The report, by investigators at MassGeneral Hospital for Children and the Harvard School of Public Health, is featured in the May issue of Pediatrics.
Participants in the study, children and their mothers, were enrolled in Project Viva, a long-term investigation of the health effects of several factors during pregnancy and after birth. It analyzed information — reported by mothers when the children were around 6 months old and then annually for the next seven years — regarding how much time each day infants were in a room where a television was on, how much time older children watched television a day, whether children ages 4 to 7 slept in a room where a TV was present, and the average daily amount of sleep.
Each additional hour of television viewing was associated with seven fewer minutes of sleep a night, with the effects appearing to be stronger in boys than in girls.
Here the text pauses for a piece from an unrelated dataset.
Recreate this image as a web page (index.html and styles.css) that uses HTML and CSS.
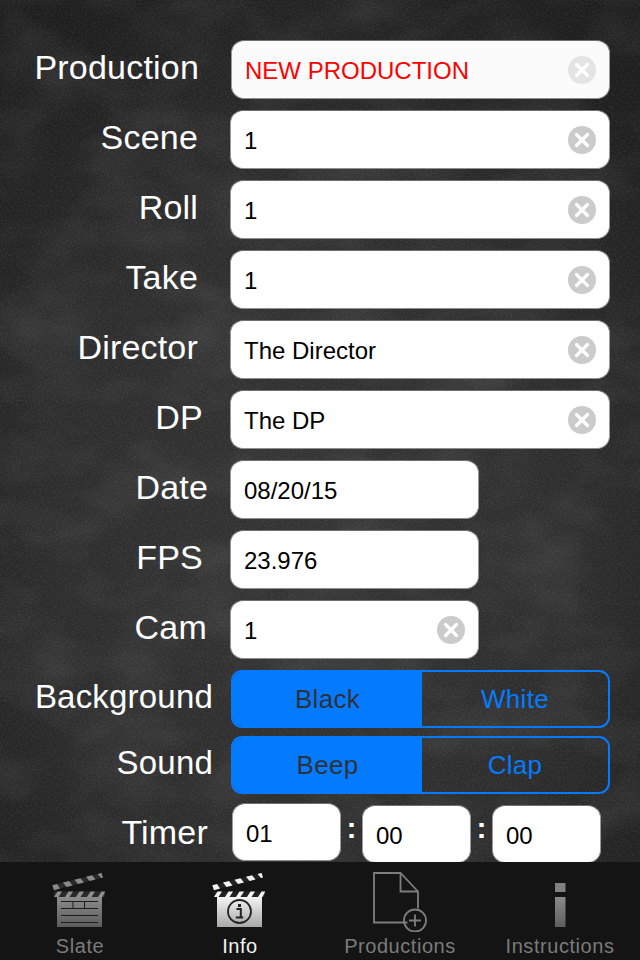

Racial and ethnic minority children were much more likely to sleep in a room where a television was present, and among those children, the presence of a bedroom television reduced average sleep by around 30 minutes a night.
The authors noted that the results supported previous short-term studies finding that both television viewing and sleeping in a room with a television decrease total sleep time, which can have negative effects on mental and physical health.